◆ RAW DATA ◆

****

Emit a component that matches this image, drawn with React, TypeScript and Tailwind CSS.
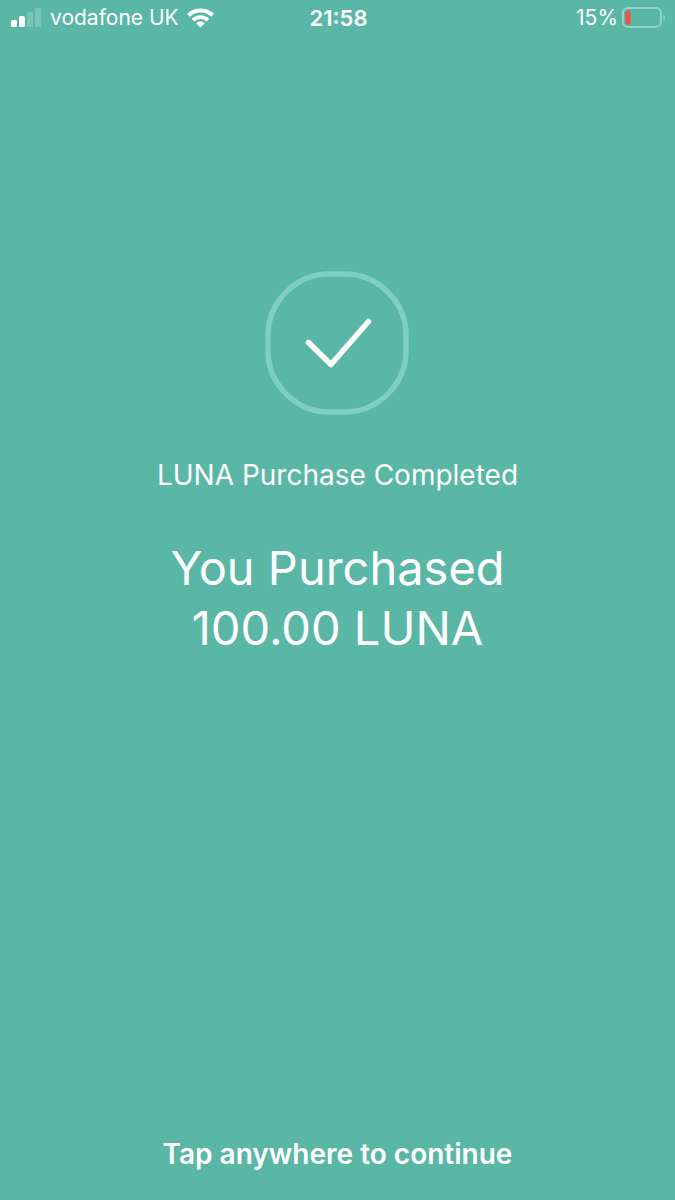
import { FC } from "react";

interface StatusBarProps {
  carrier: string;
  time: string;
  battery: number;
}

const SignalBars = () => (
  <svg width="31" height="20" viewBox="0 0 31 20" fill="white" aria-hidden="true">
    <rect x="0" y="12" width="6" height="7" rx="1.5" />
    <rect x="8" y="8" width="6" height="11" rx="1.5" />
    <rect x="16" y="4" width="6" height="15" rx="1.5" opacity="0.2" />
    <rect x="24" y="0" width="6" height="19" rx="1.5" opacity="0.2" />
  </svg>
);

const Wifi = () => (
  <svg width="27" height="20" viewBox="0 0 27 20" fill="none" aria-hidden="true">
    <path d="M1.4 7.2C8.2 0.8 18.8 0.8 25.6 7.2" stroke="white" strokeWidth="4" />
    <path d="M6 12.2C10.3 8.2 16.7 8.2 21 12.2" stroke="white" strokeWidth="3.8" />
    <path d="M13.5 19.6L9.2 15.3C11.6 13 15.4 13 17.8 15.3Z" fill="white" />
  </svg>
);

const Battery: FC<{ level: number }> = ({ level }) => (
  <svg width="44" height="22" viewBox="0 0 44 22" fill="none" aria-hidden="true">
    <rect x="1" y="1" width="38" height="19" rx="5" stroke="#90d5c7" strokeWidth="2" />
    <path d="M41.5 7.5C43.6 8.4 43.6 12.6 41.5 13.5Z" fill="#90d5c7" />
    <rect x="3.5" y="3.5" width={(level / 100) * 34} height="14" rx="2" fill="#f0524a" />
  </svg>
);

const StatusBar: FC<StatusBarProps> = ({ carrier, time, battery }) => {
  return (
    <header className="grid grid-cols-[1fr_auto_1fr] items-center h-9 pl-[11px] pr-[9px] text-[21px] leading-7">
      <div className="flex items-center gap-2">
        <SignalBars />
        <span>{carrier}</span>
        <Wifi />
      </div>
      <time className="text-[22px] font-semibold">{time}</time>
      <div className="flex items-center justify-end gap-1">
        <span>{battery}%</span>
        <Battery level={battery} />
      </div>
    </header>
  );
};

const CheckBadge = () => (
  <svg width="145" height="144" viewBox="0 0 145 144" fill="none" aria-hidden="true">
    <path
      d="M64 3H80C113 3 141 31 141 64V80C141 113 113 141 80 141H64C31 141 3 113 3 80V64C3 31 31 3 64 3Z"
      stroke="#7fcfbf"
      strokeWidth="5.5"
    />
    <path
      d="M43.5 71.5L66 93.5L103.5 50.5"
      stroke="white"
      strokeWidth="5.5"
      strokeLinecap="round"
      strokeLinejoin="round"
    />
  </svg>
);

const App = () => {
  return (
    <div className="min-h-screen flex flex-col bg-[#5ab7a5] text-white font-['Inter',sans-serif]">
      <StatusBar carrier="vodafone UK" time="21:58" battery={15} />
      <main className="grow flex flex-col items-center pt-[235px] text-center">
        <CheckBadge />
        <p className="mt-10 text-[28px] leading-10">LUNA Purchase Completed</p>
        <h1 className="mt-[43px] text-[47px] leading-[60px]">
          You Purchased
          <br />
          100.00 LUNA
        </h1>
      </main>
      <button
        type="button"
        className="w-full py-[26px] text-[28px] leading-10 font-semibold cursor-pointer"
      >
        Tap anywhere to continue
      </button>
    </div>
  );
};

export default App;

****

◆ REQUIRED TASK ◆
Copy all the data exactly as written, but skip any picture.

◆ RESULT OF THE TASK ◆
Emit a component that matches this image, drawn with React, TypeScript and Tailwind CSS.
import { FC } from "react";

interface StatusBarProps {
  carrier: string;
  time: string;
  battery: number;
}

const SignalBars = () => (
  <svg width="31" height="20" viewBox="0 0 31 20" fill="white" aria-hidden="true">
    <rect x="0" y="12" width="6" height="7" rx="1.5" />
    <rect x="8" y="8" width="6" height="11" rx="1.5" />
    <rect x="16" y="4" width="6" height="15" rx="1.5" opacity="0.2" />
    <rect x="24" y="0" width="6" height="19" rx="1.5" opacity="0.2" />
  </svg>
);

const Wifi = () => (
  <svg width="27" height="20" viewBox="0 0 27 20" fill="none" aria-hidden="true">
    <path d="M1.4 7.2C8.2 0.8 18.8 0.8 25.6 7.2" stroke="white" strokeWidth="4" />
    <path d="M6 12.2C10.3 8.2 16.7 8.2 21 12.2" stroke="white" strokeWidth="3.8" />
    <path d="M13.5 19.6L9.2 15.3C11.6 13 15.4 13 17.8 15.3Z" fill="white" />
  </svg>
);

const Battery: FC<{ level: number }> = ({ level }) => (
  <svg width="44" height="22" viewBox="0 0 44 22" fill="none" aria-hidden="true">
    <rect x="1" y="1" width="38" height="19" rx="5" stroke="#90d5c7" strokeWidth="2" />
    <path d="M41.5 7.5C43.6 8.4 43.6 12.6 41.5 13.5Z" fill="#90d5c7" />
    <rect x="3.5" y="3.5" width={(level / 100) * 34} height="14" rx="2" fill="#f0524a" />
  </svg>
);

const StatusBar: FC<StatusBarProps> = ({ carrier, time, battery }) => {
  return (
    <header className="grid grid-cols-[1fr_auto_1fr] items-center h-9 pl-[11px] pr-[9px] text-[21px] leading-7">
      <div className="flex items-center gap-2">
        <SignalBars />
        <span>{carrier}</span>
        <Wifi />
      </div>
      <time className="text-[22px] font-semibold">{time}</time>
      <div className="flex items-center justify-end gap-1">
        <span>{battery}%</span>
        <Battery level={battery} />
      </div>
    </header>
  );
};

const CheckBadge = () => (
  <svg width="145" height="144" viewBox="0 0 145 144" fill="none" aria-hidden="true">
    <path
      d="M64 3H80C113 3 141 31 141 64V80C141 113 113 141 80 141H64C31 141 3 113 3 80V64C3 31 31 3 64 3Z"
      stroke="#7fcfbf"
      strokeWidth="5.5"
    />
    <path
      d="M43.5 71.5L66 93.5L103.5 50.5"
      stroke="white"
      strokeWidth="5.5"
      strokeLinecap="round"
      strokeLinejoin="round"
    />
  </svg>
);

const App = () => {
  return (
    <div className="min-h-screen flex flex-col bg-[#5ab7a5] text-white font-['Inter',sans-serif]">
      <StatusBar carrier="vodafone UK" time="21:58" battery={15} />
      <main className="grow flex flex-col items-center pt-[235px] text-center">
        <CheckBadge />
        <p className="mt-10 text-[28px] leading-10">LUNA Purchase Completed</p>
        <h1 className="mt-[43px] text-[47px] leading-[60px]">
          You Purchased
          <br />
          100.00 LUNA
        </h1>
      </main>
      <button
        type="button"
        className="w-full py-[26px] text-[28px] leading-10 font-semibold cursor-pointer"
      >
        Tap anywhere to continue
      </button>
    </div>
  );
};

export default App;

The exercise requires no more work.